On August 13, 2013, Devious Maids was renewed for a second season, consisting of 13 episodes.

Plot
The show opens with the murder of maid Flora Hernandez (Paula Garces) on a summer night of June 2013, and a man by the name of Eddie Suarez (Eddie Hassell) is arrested for the crime, which he allegedly did not commit. His mother, Marisol (Ana Ortiz) takes a job as a local Beverly Hills maid for Taylor (Brianna Brown) and Michael Stappord (Brett Cullen) in order to befriend three other local maids that were once friends with Flora. These include Rosie Falta (Dania Ramirez), a sweet and kindhearted maid who works for movie actors Peri (Mariana Klaveno) and Spence Westmore (Grant Show), and ends up having an affair with the latter; Carmen Luna (Roselyn Sanchez), an aspiring singer who works for Latino popstar Alejandro Rubio (Matt Cedeño), and eventually falls for her co-worker, Sam Alexander (Wolé Parks); and Zoila Diaz (Judy Reyes), longtime housekeeper for Genevieve Delatour (Susan Lucci). Zoila's daughter, Valentina Diaz (Edy Ganem), also stars; a 19-year-old wannabe fashion designer who has the 'hots' for Genevieve's son, Remi (Drew Van Acker). The season wraps up with Marisol discovering who killed Flora, and her son getting out of jail; Peri finds out about Rosie and Spence's affair and gets revenge by calling immigration; Carmen agrees to marry Alejandro in order to make the press believe he is not a homosexual, but this leads to the end of her romance with Sam; and Zoila has to wish her daughter a farewell as Valentina flies to Africa to be with Remi for the next year.

Cast and characters
The show features an ensemble cast with female leads. Ana Ortiz, Dania Ramirez, Roselyn Sánchez, Judy Reyes and Edy Ganem play the lead roles where they are maids. Susan Lucci, Rebecca Wisocky, Brianna Brown, Mariana Klaveno, Tom Irwin, Brett Cullen and Grant Show plays the maids bosses and are rich Beverly Hills socialites. Drew Van Acker and Wolé Parks also had regular roles in the season. Several actors also appeared on a recurring basis in season one, including Emmy Award–winner Valerie Mahaffey as Olivia Rice, Stephen Collins as Philippe Delatour, Matt Cedeño as Alejandro Rubio, Melinda Page Hamilton as Odessa Burakov, Maria Howell as Ida Hayes, Alex Fernandez as Pablo Diaz, and Paula Garcés as Flora Hernandez.

Casting
Dania Ramirez was the first lead cast member to be cast as Rosie, on February 15. Ana Ortiz joined the cast as the central character two days later on February 17. On February 23, both Sanchez and Judy Reyes were added to the cast as Carmen and Zoila respectively. When Edy Ganem was announced in the cast on March 2, the show was still described as centering on the other four maids (Ortiz, Reyes, Sanchez, and Ramirez).
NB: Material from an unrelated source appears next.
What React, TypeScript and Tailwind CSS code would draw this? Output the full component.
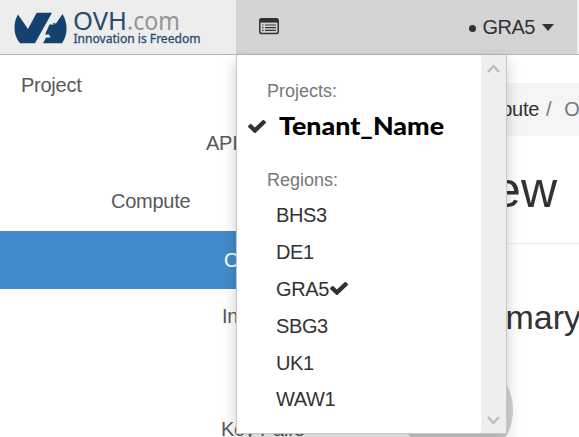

After the pilot episode was picked to series by Lifetime, Wolé Parks was added to the cast in a regular role on November 21. Melinda Page Hamilton and Matt Cedeño were added to the cast in recurring roles with the promise of promotion if the show got picked up for a second season on November 26. Valerie Mahaffey also made cameo in pilot, and later had recurring role as Olivia Rice. Several actors from Desperate Housewives had roles in Devious Maids. Richard Burgi, Andrea Parker, Jolie Jenkins, Patrika Darbo, Dakin Matthews, and Liz Torres, who previously appeared in Desperate Housewives, have guest roles in the season.

Cast

Main
 Ana Ortiz as Marisol Duarte/Suarez 
 Dania Ramirez as Rosie Falta 
 Roselyn Sánchez as Carmen Luna 
 Judy Reyes as Zoila Diaz 
 Edy Ganem as Valentina Diaz
 Rebecca Wisocky as Evelyn Powell 
 Tom Irwin as Adrian Powell 
 Grant Show as Spencer Westmore 
 Drew Van Acker as Remi Delatour 
 Susan Lucci as Genevieve Delatour 
 Mariana Klaveno as Peri Westmore 
 Brianna Brown as Taylor Stappord 
 Brett Cullen as Michael Stappord 
 Wolé Parks as Sam Alexander

Recurring
 Matt Cedeño as Alejandro Rubio 
 Maria Howell as Ida Hayes 
 Melinda Page Hamilton as Odessa Burakov
 Paula Garcés as Flora Hernandez 
 Stephen Collins as Phillipe Delatour 
 Valerie Mahaffey as Olivia Rice 
Eddie Hassell as Eddie Suarez

Guest
 Alex Fernandez as Pablo Diaz 
 Octavio Westwood as Miguel Falta
 Damon Sementilli as Cody
 Dakin Matthews as Alfred Pettigrove
 Peter Porte as Scott
 Carlos Leal as Benny Soto

Episodes

Broadcasting
The first season aired on Lifetime, Sundays at 10:00 pm. The show was originally in development to air on ABC. however it was not picked up by the studio. Lifetime then picked up the pilot with a thirteen-order run. The pilot episode was released online on June 9, 2013, before its television debut.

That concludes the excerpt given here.